>>>>>

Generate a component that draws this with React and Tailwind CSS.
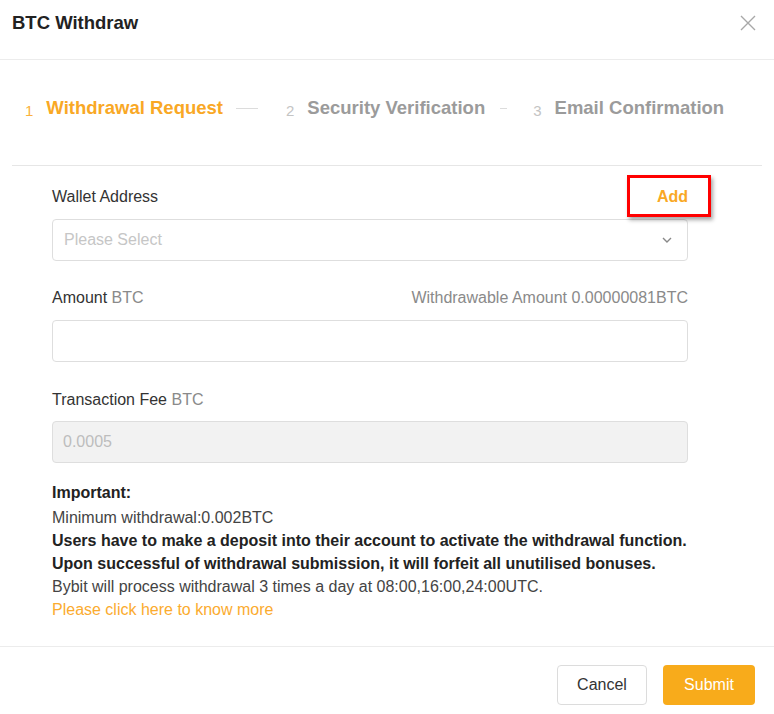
import React from 'react';

const font = { fontFamily: '"Liberation Sans", Arial, sans-serif' };

function Step({ num, label, active }) {
  return (
    <div className="flex items-baseline">
      <span className={`text-[15px] leading-none translate-y-[2px] ${active ? 'text-[#fbb13c]' : 'text-[#c4c4c4]'}`}>{num}</span>
      <span className={`ml-[13px] text-[18.5px] font-bold leading-6 ${active ? 'text-[#f9a825]' : 'text-[#9b9b9b]'}`}>{label}</span>
    </div>
  );
}

export default function App() {
  return (
    <div className="w-[774px] h-[714px] bg-white text-[#333] overflow-hidden" style={font}>
      {/* header */}
      <div className="h-[59px] flex items-center justify-between pl-3 pr-[18px] pb-[15px] pt-[15px]">
        <h2 className="text-[18.5px] font-bold text-[#222] leading-6 -translate-y-[7px]">BTC Withdraw</h2>
        <button type="button" aria-label="close" className="-translate-y-[7px]">
          <svg width="16" height="16" viewBox="0 0 16 16" className="text-[#a8a8a8]">
            <path d="M1 1L15 15M15 1L1 15" stroke="currentColor" strokeWidth="1.4" fill="none" />
          </svg>
        </button>
      </div>
      <div className="h-px bg-[#ececec]" />

      {/* steps */}
      <div className="h-[105px] flex items-center pl-[25px] pb-[9px]">
        <Step num="1" label="Withdrawal Request" active />
        <div className="ml-[13px] mr-[28px] w-[22px] h-px bg-[#dcdcdc]" />
        <Step num="2" label="Security Verification" />
        <div className="ml-[15px] mr-[26px] w-[7px] h-px bg-[#dcdcdc]" />
        <Step num="3" label="Email Confirmation" />
      </div>
      <div className="mx-3 h-px bg-[#e6e6e6]" />

      {/* form */}
      <div className="pl-[52px] pr-[86px] pt-[21px] text-[16px]">
        <div className="flex items-center justify-between h-5 mb-3">
          <span className="text-[#333]">Wallet Address</span>
          <span className="relative font-bold text-[#f9a825]">
            Add
            <span className="absolute -left-[30px] -right-[23px] -top-[10px] -bottom-[8px] border-[3px] border-[#ff0000] shadow-[2px_3px_4px_rgba(0,0,0,0.35)]" />
          </span>
        </div>
        <div className="h-[42px] border border-[#dedede] rounded flex items-center justify-between px-[11px]">
          <span className="text-[#c6c6c6]">Please Select</span>
          <svg width="12" height="8" viewBox="0 0 12 8" className="mr-[3px] text-[#888]">
            <path d="M2 2L6 6L10 2" stroke="currentColor" strokeWidth="1.4" fill="none" />
          </svg>
        </div>

        <div className="flex items-center justify-between h-5 mt-[27px] mb-3">
          <span>
            Amount <span className="text-[#8a8a8a]">BTC</span>
          </span>
          <span className="text-[#8a8a8a]">Withdrawable Amount 0.00000081BTC</span>
        </div>
        <div className="h-[42px] border border-[#dedede] rounded" />

        <div className="flex items-center h-5 mt-[28px] mb-[11px]">
          <span>
            Transaction Fee <span className="text-[#8a8a8a]">BTC</span>
          </span>
        </div>
        <div className="h-[42px] border border-[#dedede] rounded bg-[#f2f2f2] flex items-center px-[10px]">
          <span className="text-[#bdbdbd]">0.0005</span>
        </div>

        <div className="mt-[18px] leading-[23px] -mr-[20px]">
          <p className="font-bold text-[#222] mb-[2px]">Important:</p>
          <p className="text-[#444]">Minimum withdrawal:0.002BTC</p>
          <p className="font-bold text-[#222]">Users have to make a deposit into their account to activate the withdrawal function.</p>
          <p className="font-bold text-[#222]">Upon successful of withdrawal submission, it will forfeit all unutilised bonuses.</p>
          <p className="text-[#444]">Bybit will process withdrawal 3 times a day at 08:00,16:00,24:00UTC.</p>
          <p className="text-[#fbab2e]">Please click here to know more</p>
        </div>
      </div>

      {/* footer */}
      <div className="mt-[25px] h-px bg-[#ececec]" />
      <div className="flex justify-end gap-4 pt-[18px] pr-[19px]">
        <button type="button" className="w-[90px] h-[40px] rounded border border-[#dcdcdc] text-[16px] text-[#333] bg-white">
          Cancel
        </button>
        <button type="button" className="w-[92px] h-[40px] rounded bg-[#f8ab1b] text-[16px] text-white">
          Submit
        </button>
      </div>
    </div>
  );
}
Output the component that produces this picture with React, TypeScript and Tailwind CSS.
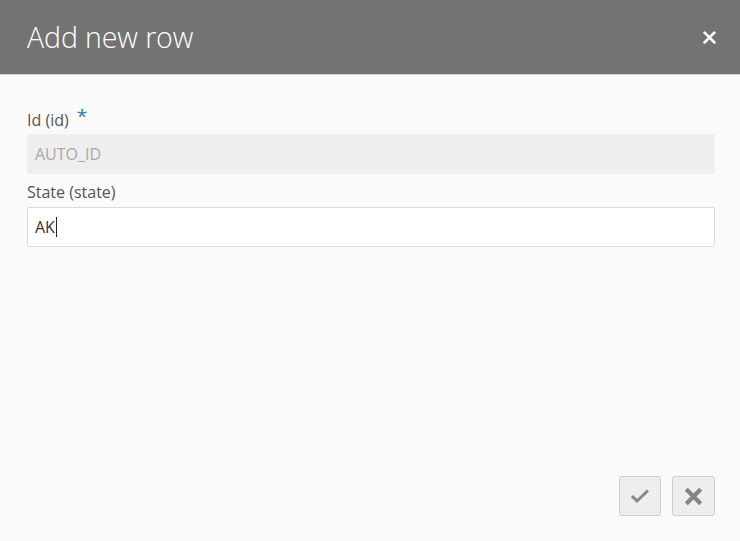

<<<<<

REQUIRED TASK:
Among the entries, how many lines contain the string "that"? Give the number without anything else.

RESULT:
2